(Part of a data file)
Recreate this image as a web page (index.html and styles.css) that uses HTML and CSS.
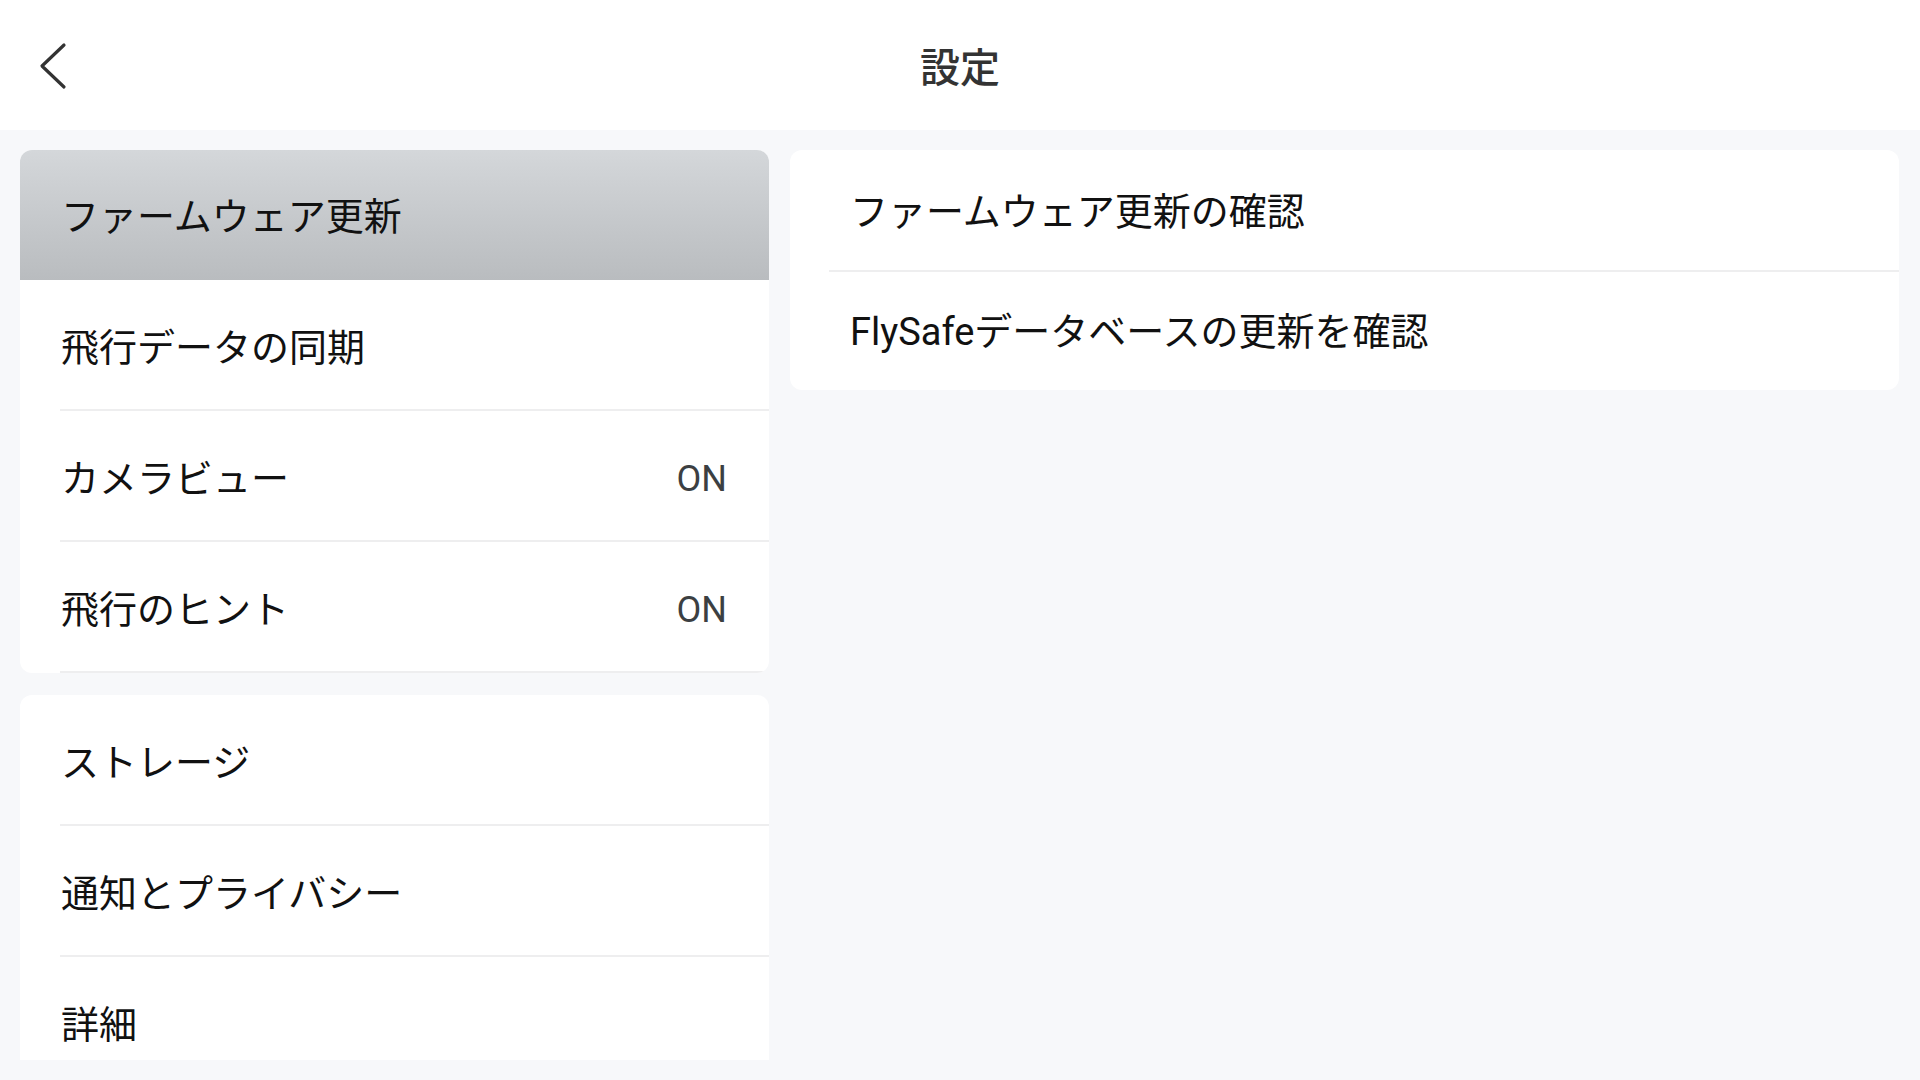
FILE: index.html
```html
<!DOCTYPE html>
<html lang="ja">
<head>
  <meta charset="UTF-8">
  <meta name="viewport" content="width=device-width, initial-scale=1.0">
  <title>設定</title>
  <link rel="stylesheet" href="styles.css">
</head>
<body>
  <header class="topbar">
    <button class="back" aria-label="戻る">
      <svg width="34" height="52" viewBox="0 0 34 52">
        <polyline points="26,5 4,26 26,47" fill="none" stroke="#333" stroke-width="3.2" stroke-linecap="round" stroke-linejoin="round"/>
      </svg>
    </button>
    <h1 class="title">設定</h1>
  </header>

  <main class="content">
    <div class="menu">
      <ul class="panel">
        <li class="item active">ファームウェア更新</li>
        <li class="item">飛行データの同期</li>
        <li class="item">カメラビュー<span class="value">ON</span></li>
        <li class="item">飛行のヒント<span class="value">ON</span></li>
      </ul>
      <ul class="panel panel-rest">
        <li class="item">ストレージ</li>
        <li class="item">通知とプライバシー</li>
        <li class="item">詳細</li>
      </ul>
    </div>

    <section class="detail">
      <ul class="panel">
        <li class="row">ファームウェア更新の確認</li>
        <li class="row">FlySafeデータベースの更新を確認</li>
      </ul>
    </section>
  </main>
</body>
</html>
```

FILE: styles.css
```css
/* Base */
* {
  box-sizing: border-box;
}

body {
  margin: 0;
  width: 1920px;
  height: 1080px;
  overflow: hidden;
  background-color: #f7f8fa;
  font-family: Roboto, "Noto Sans CJK JP", sans-serif;
  color: #111;
  display: flex;
  flex-direction: column;
}

ul {
  list-style: none;
  margin: 0;
  padding: 0;
}

/* Top bar */
.topbar {
  height: 130px;
  flex-shrink: 0;
  background-color: #fff;
  display: flex;
  align-items: center;
  justify-content: center;
  position: relative;
}

.back {
  position: absolute;
  left: 38px;
  top: 40px;
  background: none;
  border: none;
  padding: 0;
  cursor: pointer;
}

.title {
  margin: 0;
  font-family: "Noto Sans CJK JP", sans-serif;
  font-size: 40px;
  font-weight: 500;
  color: #333;
}

/* Content */
.content {
  flex: 1;
  min-height: 0;
  display: flex;
  gap: 21px;
  padding: 20px 21px 20px 20px;
}

.menu {
  width: 749px;
  display: flex;
  flex-direction: column;
  gap: 22px;
}

.panel {
  background-color: #fff;
  border-radius: 12px;
  overflow: hidden;
}

.panel-rest {
  flex: 1;
  min-height: 0;
  border-radius: 12px 12px 0 0;
}

.item {
  height: 131px;
  padding: 0 42px 3px 41px;
  display: flex;
  align-items: center;
  justify-content: space-between;
  font-size: 38px;
  position: relative;
}

.item::after {
  content: "";
  position: absolute;
  left: 40px;
  right: 0;
  bottom: 0;
  height: 2px;
  background-color: #eeeeef;
}

.item.active {
  height: 130px;
  background: linear-gradient(#d4d7da, #b9bcbf);
}

.item.active::after {
  display: none;
}

.value {
  font-size: 36px;
  color: #3c3f42;
  padding-top: 8px;
}

/* Right side */
.detail {
  flex: 1;
}

.row {
  height: 120px;
  padding: 0 0 3px 60px;
  display: flex;
  align-items: center;
  font-size: 38px;
  position: relative;
}

.row + .row::before {
  content: "";
  position: absolute;
  left: 39px;
  right: 0;
  top: 0;
  height: 2px;
  background-color: #eeeeef;
}
```
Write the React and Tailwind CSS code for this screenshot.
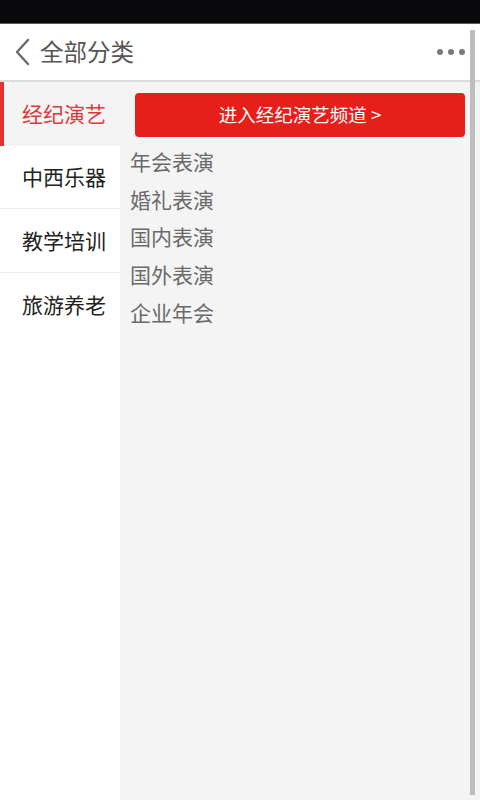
import React from 'react';

const categories = ['经纪演艺', '中西乐器', '教学培训', '旅游养老'];
const subItems = ['年会表演', '婚礼表演', '国内表演', '国外表演', '企业年会'];

const font = { fontFamily: '"Noto Sans CJK SC", "Noto Sans", sans-serif' };

export default function App() {
    const active = 0;

    return (
        <div className="relative w-[480px] h-[800px] flex flex-col bg-white overflow-hidden" style={font}>
            {/* status bar */}
            <div className="h-[24px] bg-[#0a0a0c] border-b border-[#5a5a5a] shrink-0" />

            {/* header */}
            <div className="h-[58px] shrink-0 flex items-center bg-white border-b-2 border-[#dcdcdc]">
                <svg width="18" height="28" viewBox="0 0 18 28" className="ml-[13px]">
                    <path d="M15 2 L4 14 L15 26" fill="none" stroke="#6b6b6b" strokeWidth="2.4" strokeLinecap="round" strokeLinejoin="round" />
                </svg>
                <span className="ml-[9px] text-[23.5px] text-[#555]">全部分类</span>
                <div className="ml-auto mr-[15px] flex gap-[5px]">
                    <span className="w-[6px] h-[6px] rounded-full bg-[#7a7a7a]" />
                    <span className="w-[6px] h-[6px] rounded-full bg-[#7a7a7a]" />
                    <span className="w-[6px] h-[6px] rounded-full bg-[#7a7a7a]" />
                </div>
            </div>

            {/* body */}
            <div className="flex flex-1 min-h-0">
                <div className="w-[120px] shrink-0 bg-white">
                    {categories.map((c, i) => {
                        const isActive = i === active;
                        const last = i === categories.length - 1;
                        return (
                            <div
                                key={c}
                                className={`h-[63.5px] flex items-center text-[21px] ${isActive ? 'bg-[#f4f4f4] text-[#e0383a] border-l-4 border-[#e8312f] pl-[18px]' : `pl-[22px] text-[#222] ${last ? '' : 'border-b border-[#eeeeee]'}`}`}
                            >
                                {c}
                            </div>
                        );
                    })}
                </div>

                <div className="flex-1 bg-[#f4f4f4] pt-[11px] pr-[15px]">
                    <button className="ml-[15px] w-[330px] h-[44px] rounded-[4px] bg-[#e61f1a] text-white text-[18.5px] flex items-center justify-center">
                        进入经纪演艺频道 &gt;
                    </button>
                    <div className="mt-[6px] pl-[10px]">
                        {subItems.map(s => (
                            <div key={s} className="h-[37.7px] flex items-center text-[21px] text-[#6a6a6a]">{s}</div>
                        ))}
                    </div>
                </div>
            </div>

            {/* scrollbar */}
            <div className="absolute right-[5px] top-[30px] bottom-[5px] w-[5px] bg-[#bdbdbd]" />
        </div>
    );
}
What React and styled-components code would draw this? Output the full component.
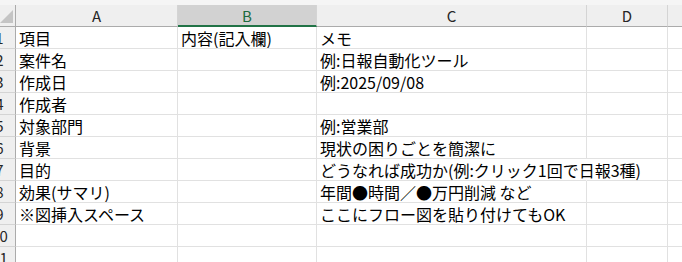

What to do:
Restate each entry word for word, leaving out any pictures.

Answer to the problem:
Recreate this image as a web page (index.html and styles.css) that uses HTML and CSS.
FILE: index.html
```html
<!DOCTYPE html>
<html lang="ja">
<head>
  <meta charset="UTF-8">
  <meta name="viewport" content="width=device-width, initial-scale=1.0">
  <title>設定</title>
  <link rel="stylesheet" href="styles.css">
</head>
<body>
  <header class="topbar">
    <button class="back" aria-label="戻る">
      <svg width="34" height="52" viewBox="0 0 34 52">
        <polyline points="26,5 4,26 26,47" fill="none" stroke="#333" stroke-width="3.2" stroke-linecap="round" stroke-linejoin="round"/>
      </svg>
    </button>
    <h1 class="title">設定</h1>
  </header>

  <main class="content">
    <div class="menu">
      <ul class="panel">
        <li class="item active">ファームウェア更新</li>
        <li class="item">飛行データの同期</li>
        <li class="item">カメラビュー<span class="value">ON</span></li>
        <li class="item">飛行のヒント<span class="value">ON</span></li>
      </ul>
      <ul class="panel panel-rest">
        <li class="item">ストレージ</li>
        <li class="item">通知とプライバシー</li>
        <li class="item">詳細</li>
      </ul>
    </div>

    <section class="detail">
      <ul class="panel">
        <li class="row">ファームウェア更新の確認</li>
        <li class="row">FlySafeデータベースの更新を確認</li>
      </ul>
    </section>
  </main>
</body>
</html>
```

FILE: styles.css
```css
/* Base */
* {
  box-sizing: border-box;
}

body {
  margin: 0;
  width: 1920px;
  height: 1080px;
  overflow: hidden;
  background-color: #f7f8fa;
  font-family: Roboto, "Noto Sans CJK JP", sans-serif;
  color: #111;
  display: flex;
  flex-direction: column;
}

ul {
  list-style: none;
  margin: 0;
  padding: 0;
}

/* Top bar */
.topbar {
  height: 130px;
  flex-shrink: 0;
  background-color: #fff;
  display: flex;
  align-items: center;
  justify-content: center;
  position: relative;
}

.back {
  position: absolute;
  left: 38px;
  top: 40px;
  background: none;
  border: none;
  padding: 0;
  cursor: pointer;
}

.title {
  margin: 0;
  font-family: "Noto Sans CJK JP", sans-serif;
  font-size: 40px;
  font-weight: 500;
  color: #333;
}

/* Content */
.content {
  flex: 1;
  min-height: 0;
  display: flex;
  gap: 21px;
  padding: 20px 21px 20px 20px;
}

.menu {
  width: 749px;
  display: flex;
  flex-direction: column;
  gap: 22px;
}

.panel {
  background-color: #fff;
  border-radius: 12px;
  overflow: hidden;
}

.panel-rest {
  flex: 1;
  min-height: 0;
  border-radius: 12px 12px 0 0;
}

.item {
  height: 131px;
  padding: 0 42px 3px 41px;
  display: flex;
  align-items: center;
  justify-content: space-between;
  font-size: 38px;
  position: relative;
}

.item::after {
  content: "";
  position: absolute;
  left: 40px;
  right: 0;
  bottom: 0;
  height: 2px;
  background-color: #eeeeef;
}

.item.active {
  height: 130px;
  background: linear-gradient(#d4d7da, #b9bcbf);
}

.item.active::after {
  display: none;
}

.value {
  font-size: 36px;
  color: #3c3f42;
  padding-top: 8px;
}

/* Right side */
.detail {
  flex: 1;
}

.row {
  height: 120px;
  padding: 0 0 3px 60px;
  display: flex;
  align-items: center;
  font-size: 38px;
  position: relative;
}

.row + .row::before {
  content: "";
  position: absolute;
  left: 39px;
  right: 0;
  top: 0;
  height: 2px;
  background-color: #eeeeef;
}
```
Write the React and Tailwind CSS code for this screenshot.
import React from 'react';

const categories = ['经纪演艺', '中西乐器', '教学培训', '旅游养老'];
const subItems = ['年会表演', '婚礼表演', '国内表演', '国外表演', '企业年会'];

const font = { fontFamily: '"Noto Sans CJK SC", "Noto Sans", sans-serif' };

export default function App() {
    const active = 0;

    return (
        <div className="relative w-[480px] h-[800px] flex flex-col bg-white overflow-hidden" style={font}>
            {/* status bar */}
            <div className="h-[24px] bg-[#0a0a0c] border-b border-[#5a5a5a] shrink-0" />

            {/* header */}
            <div className="h-[58px] shrink-0 flex items-center bg-white border-b-2 border-[#dcdcdc]">
                <svg width="18" height="28" viewBox="0 0 18 28" className="ml-[13px]">
                    <path d="M15 2 L4 14 L15 26" fill="none" stroke="#6b6b6b" strokeWidth="2.4" strokeLinecap="round" strokeLinejoin="round" />
                </svg>
                <span className="ml-[9px] text-[23.5px] text-[#555]">全部分类</span>
                <div className="ml-auto mr-[15px] flex gap-[5px]">
                    <span className="w-[6px] h-[6px] rounded-full bg-[#7a7a7a]" />
                    <span className="w-[6px] h-[6px] rounded-full bg-[#7a7a7a]" />
                    <span className="w-[6px] h-[6px] rounded-full bg-[#7a7a7a]" />
                </div>
            </div>

            {/* body */}
            <div className="flex flex-1 min-h-0">
                <div className="w-[120px] shrink-0 bg-white">
                    {categories.map((c, i) => {
                        const isActive = i === active;
                        const last = i === categories.length - 1;
                        return (
                            <div
                                key={c}
                                className={`h-[63.5px] flex items-center text-[21px] ${isActive ? 'bg-[#f4f4f4] text-[#e0383a] border-l-4 border-[#e8312f] pl-[18px]' : `pl-[22px] text-[#222] ${last ? '' : 'border-b border-[#eeeeee]'}`}`}
                            >
                                {c}
                            </div>
                        );
                    })}
                </div>

                <div className="flex-1 bg-[#f4f4f4] pt-[11px] pr-[15px]">
                    <button className="ml-[15px] w-[330px] h-[44px] rounded-[4px] bg-[#e61f1a] text-white text-[18.5px] flex items-center justify-center">
                        进入经纪演艺频道 &gt;
                    </button>
                    <div className="mt-[6px] pl-[10px]">
                        {subItems.map(s => (
                            <div key={s} className="h-[37.7px] flex items-center text-[21px] text-[#6a6a6a]">{s}</div>
                        ))}
                    </div>
                </div>
            </div>

            {/* scrollbar */}
            <div className="absolute right-[5px] top-[30px] bottom-[5px] w-[5px] bg-[#bdbdbd]" />
        </div>
    );
}
What React and styled-components code would draw this? Output the full component.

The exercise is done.